## Exercise directions
In the lines below, how many hold the word "index"? Answer only with the number.

━━ Supplied data

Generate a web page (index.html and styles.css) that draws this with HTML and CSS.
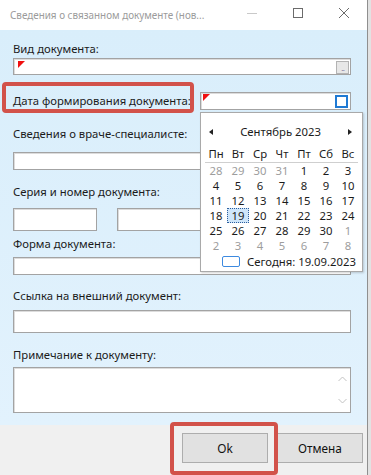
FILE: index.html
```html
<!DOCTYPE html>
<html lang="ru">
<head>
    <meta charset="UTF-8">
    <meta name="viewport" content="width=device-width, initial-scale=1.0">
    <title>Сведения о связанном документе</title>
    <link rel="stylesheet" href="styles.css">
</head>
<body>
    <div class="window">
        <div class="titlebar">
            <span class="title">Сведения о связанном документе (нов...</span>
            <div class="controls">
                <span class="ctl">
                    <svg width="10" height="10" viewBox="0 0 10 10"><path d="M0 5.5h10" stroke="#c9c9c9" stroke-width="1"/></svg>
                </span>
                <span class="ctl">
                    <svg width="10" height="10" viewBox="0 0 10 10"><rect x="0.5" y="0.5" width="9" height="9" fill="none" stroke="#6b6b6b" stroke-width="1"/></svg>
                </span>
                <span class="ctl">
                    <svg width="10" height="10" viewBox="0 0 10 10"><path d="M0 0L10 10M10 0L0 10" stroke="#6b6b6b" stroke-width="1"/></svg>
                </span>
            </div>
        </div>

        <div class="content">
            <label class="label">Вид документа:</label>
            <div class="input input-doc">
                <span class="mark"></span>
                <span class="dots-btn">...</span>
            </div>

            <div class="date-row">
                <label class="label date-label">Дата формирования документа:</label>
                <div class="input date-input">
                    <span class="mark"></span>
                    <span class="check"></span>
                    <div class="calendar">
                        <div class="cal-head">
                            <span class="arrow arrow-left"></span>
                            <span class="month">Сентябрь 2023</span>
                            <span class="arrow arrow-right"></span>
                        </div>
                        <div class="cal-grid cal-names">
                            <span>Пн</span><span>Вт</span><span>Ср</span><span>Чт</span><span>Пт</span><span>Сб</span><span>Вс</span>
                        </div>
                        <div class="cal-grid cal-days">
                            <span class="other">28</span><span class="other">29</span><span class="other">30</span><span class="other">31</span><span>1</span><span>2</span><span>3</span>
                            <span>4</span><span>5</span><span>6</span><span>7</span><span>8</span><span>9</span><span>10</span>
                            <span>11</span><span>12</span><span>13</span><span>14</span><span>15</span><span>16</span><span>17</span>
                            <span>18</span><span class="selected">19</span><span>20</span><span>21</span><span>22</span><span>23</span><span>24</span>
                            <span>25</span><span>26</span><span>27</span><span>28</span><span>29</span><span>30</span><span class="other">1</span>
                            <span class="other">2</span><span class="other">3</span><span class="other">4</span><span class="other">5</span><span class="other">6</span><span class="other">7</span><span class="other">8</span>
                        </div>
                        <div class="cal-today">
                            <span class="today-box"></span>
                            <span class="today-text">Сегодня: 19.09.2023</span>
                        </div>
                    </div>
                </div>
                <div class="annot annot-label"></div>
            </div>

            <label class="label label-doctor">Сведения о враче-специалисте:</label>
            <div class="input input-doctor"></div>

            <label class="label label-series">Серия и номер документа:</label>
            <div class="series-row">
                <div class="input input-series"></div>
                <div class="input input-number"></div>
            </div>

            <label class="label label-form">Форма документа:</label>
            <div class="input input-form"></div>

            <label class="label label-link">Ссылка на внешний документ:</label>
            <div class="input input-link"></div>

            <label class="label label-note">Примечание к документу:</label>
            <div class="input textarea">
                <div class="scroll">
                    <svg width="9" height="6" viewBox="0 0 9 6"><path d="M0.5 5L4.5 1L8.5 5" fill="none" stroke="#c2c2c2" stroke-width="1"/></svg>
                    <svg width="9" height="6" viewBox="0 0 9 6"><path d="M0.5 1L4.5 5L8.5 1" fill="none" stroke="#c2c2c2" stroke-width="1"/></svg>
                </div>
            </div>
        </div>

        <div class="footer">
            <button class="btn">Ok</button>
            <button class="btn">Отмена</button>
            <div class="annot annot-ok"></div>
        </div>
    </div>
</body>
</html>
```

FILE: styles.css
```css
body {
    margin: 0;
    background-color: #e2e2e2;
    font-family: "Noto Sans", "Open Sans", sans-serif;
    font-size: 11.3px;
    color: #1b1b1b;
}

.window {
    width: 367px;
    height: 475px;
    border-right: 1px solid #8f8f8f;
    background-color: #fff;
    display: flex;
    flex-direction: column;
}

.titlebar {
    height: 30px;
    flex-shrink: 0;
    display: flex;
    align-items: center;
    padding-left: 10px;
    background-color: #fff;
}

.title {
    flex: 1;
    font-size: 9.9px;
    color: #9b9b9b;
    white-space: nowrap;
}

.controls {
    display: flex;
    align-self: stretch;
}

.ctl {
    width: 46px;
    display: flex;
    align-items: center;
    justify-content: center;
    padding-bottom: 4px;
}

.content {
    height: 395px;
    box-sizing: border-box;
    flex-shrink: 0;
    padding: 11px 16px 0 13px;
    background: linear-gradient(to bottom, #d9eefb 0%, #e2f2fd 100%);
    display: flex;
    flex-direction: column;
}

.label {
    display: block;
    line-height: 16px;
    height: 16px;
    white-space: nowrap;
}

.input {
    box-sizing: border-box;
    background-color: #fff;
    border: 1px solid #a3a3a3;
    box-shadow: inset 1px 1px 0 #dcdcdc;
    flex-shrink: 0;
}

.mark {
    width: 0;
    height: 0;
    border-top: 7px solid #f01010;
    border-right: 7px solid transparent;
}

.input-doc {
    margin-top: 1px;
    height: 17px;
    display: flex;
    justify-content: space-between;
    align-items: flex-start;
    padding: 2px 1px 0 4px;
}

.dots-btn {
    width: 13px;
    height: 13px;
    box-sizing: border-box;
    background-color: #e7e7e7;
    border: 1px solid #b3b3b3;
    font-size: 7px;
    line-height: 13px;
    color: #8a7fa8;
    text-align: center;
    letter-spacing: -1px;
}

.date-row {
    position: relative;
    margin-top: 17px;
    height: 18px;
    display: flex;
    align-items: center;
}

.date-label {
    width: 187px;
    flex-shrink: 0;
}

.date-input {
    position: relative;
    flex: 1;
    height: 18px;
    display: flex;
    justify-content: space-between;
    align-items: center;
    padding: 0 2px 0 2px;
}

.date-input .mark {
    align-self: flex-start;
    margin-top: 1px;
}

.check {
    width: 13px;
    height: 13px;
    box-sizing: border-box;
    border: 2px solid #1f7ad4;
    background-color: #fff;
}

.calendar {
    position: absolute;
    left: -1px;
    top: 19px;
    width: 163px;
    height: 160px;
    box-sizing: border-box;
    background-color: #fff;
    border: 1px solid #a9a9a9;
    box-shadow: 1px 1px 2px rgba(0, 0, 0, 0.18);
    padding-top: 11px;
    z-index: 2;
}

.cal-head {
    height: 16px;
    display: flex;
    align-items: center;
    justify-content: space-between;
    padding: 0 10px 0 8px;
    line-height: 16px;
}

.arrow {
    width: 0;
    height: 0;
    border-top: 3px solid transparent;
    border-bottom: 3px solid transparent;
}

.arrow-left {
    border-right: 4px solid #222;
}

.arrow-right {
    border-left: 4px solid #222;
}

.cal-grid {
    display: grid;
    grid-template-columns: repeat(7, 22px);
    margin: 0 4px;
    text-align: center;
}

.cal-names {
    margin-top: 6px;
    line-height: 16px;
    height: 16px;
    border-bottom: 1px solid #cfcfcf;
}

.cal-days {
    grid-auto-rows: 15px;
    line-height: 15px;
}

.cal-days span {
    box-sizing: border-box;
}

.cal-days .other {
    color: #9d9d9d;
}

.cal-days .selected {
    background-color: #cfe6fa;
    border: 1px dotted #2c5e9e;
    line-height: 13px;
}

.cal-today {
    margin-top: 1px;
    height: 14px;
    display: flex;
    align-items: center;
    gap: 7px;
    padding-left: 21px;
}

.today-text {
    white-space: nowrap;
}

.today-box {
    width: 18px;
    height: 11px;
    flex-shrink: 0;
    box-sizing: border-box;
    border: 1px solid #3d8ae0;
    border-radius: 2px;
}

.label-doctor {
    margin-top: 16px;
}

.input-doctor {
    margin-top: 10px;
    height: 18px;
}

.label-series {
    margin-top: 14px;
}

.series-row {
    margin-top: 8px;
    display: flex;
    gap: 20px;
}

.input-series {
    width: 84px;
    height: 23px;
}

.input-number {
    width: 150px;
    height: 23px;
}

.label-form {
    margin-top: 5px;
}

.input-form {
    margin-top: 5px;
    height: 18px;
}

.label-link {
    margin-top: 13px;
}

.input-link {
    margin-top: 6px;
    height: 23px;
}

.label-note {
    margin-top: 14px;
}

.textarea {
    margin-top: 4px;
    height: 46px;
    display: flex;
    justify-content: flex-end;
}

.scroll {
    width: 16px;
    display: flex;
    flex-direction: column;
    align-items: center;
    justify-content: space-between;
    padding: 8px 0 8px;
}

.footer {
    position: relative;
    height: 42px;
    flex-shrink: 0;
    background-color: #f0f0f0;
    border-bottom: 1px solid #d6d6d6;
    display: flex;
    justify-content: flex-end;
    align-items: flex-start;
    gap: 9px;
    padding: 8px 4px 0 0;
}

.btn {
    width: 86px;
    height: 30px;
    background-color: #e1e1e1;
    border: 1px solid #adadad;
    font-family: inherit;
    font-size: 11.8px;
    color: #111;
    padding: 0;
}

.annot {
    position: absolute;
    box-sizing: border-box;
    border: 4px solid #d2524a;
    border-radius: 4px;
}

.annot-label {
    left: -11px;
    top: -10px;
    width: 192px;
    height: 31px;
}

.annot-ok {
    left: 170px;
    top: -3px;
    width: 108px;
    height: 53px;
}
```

━━━━
━━ Supplied data

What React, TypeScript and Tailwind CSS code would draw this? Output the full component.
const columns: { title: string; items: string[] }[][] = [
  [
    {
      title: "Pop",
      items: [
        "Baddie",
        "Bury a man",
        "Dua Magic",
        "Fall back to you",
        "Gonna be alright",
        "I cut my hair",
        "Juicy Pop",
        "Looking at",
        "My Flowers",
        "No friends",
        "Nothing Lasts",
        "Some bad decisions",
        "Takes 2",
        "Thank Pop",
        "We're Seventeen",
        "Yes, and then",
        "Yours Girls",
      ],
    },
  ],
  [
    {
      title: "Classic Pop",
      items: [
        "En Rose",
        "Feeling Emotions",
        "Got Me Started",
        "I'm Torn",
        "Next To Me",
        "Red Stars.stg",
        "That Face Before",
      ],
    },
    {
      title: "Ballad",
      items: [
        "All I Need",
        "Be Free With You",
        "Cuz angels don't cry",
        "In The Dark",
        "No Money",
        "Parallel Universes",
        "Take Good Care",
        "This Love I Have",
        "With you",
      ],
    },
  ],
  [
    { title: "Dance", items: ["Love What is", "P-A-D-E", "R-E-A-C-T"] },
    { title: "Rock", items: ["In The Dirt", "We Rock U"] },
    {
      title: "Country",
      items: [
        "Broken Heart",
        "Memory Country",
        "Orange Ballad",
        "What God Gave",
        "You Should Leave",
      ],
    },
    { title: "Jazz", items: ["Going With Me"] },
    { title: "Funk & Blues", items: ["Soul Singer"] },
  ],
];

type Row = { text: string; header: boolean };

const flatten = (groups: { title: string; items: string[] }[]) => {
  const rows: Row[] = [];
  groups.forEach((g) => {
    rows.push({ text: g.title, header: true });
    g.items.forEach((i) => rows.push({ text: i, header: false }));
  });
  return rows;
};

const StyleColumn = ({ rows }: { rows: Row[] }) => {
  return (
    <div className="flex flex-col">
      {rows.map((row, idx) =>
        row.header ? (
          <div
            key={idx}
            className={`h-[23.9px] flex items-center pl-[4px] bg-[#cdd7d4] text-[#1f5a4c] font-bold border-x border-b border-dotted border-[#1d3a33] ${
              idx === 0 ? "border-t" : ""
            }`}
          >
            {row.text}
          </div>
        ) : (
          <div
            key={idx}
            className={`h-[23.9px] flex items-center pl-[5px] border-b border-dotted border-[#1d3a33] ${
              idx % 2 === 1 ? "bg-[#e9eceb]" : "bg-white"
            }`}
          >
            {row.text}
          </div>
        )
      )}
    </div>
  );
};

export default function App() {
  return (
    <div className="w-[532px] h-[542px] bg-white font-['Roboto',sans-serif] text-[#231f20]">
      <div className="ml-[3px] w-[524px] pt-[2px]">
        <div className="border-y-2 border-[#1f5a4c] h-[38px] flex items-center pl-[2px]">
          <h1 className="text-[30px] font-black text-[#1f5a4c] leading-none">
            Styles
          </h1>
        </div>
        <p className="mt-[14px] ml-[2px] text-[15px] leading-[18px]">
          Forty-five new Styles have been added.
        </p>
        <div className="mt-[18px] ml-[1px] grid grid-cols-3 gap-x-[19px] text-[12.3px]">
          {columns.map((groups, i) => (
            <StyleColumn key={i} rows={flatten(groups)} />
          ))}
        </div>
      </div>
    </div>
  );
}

━━━━

## The output
3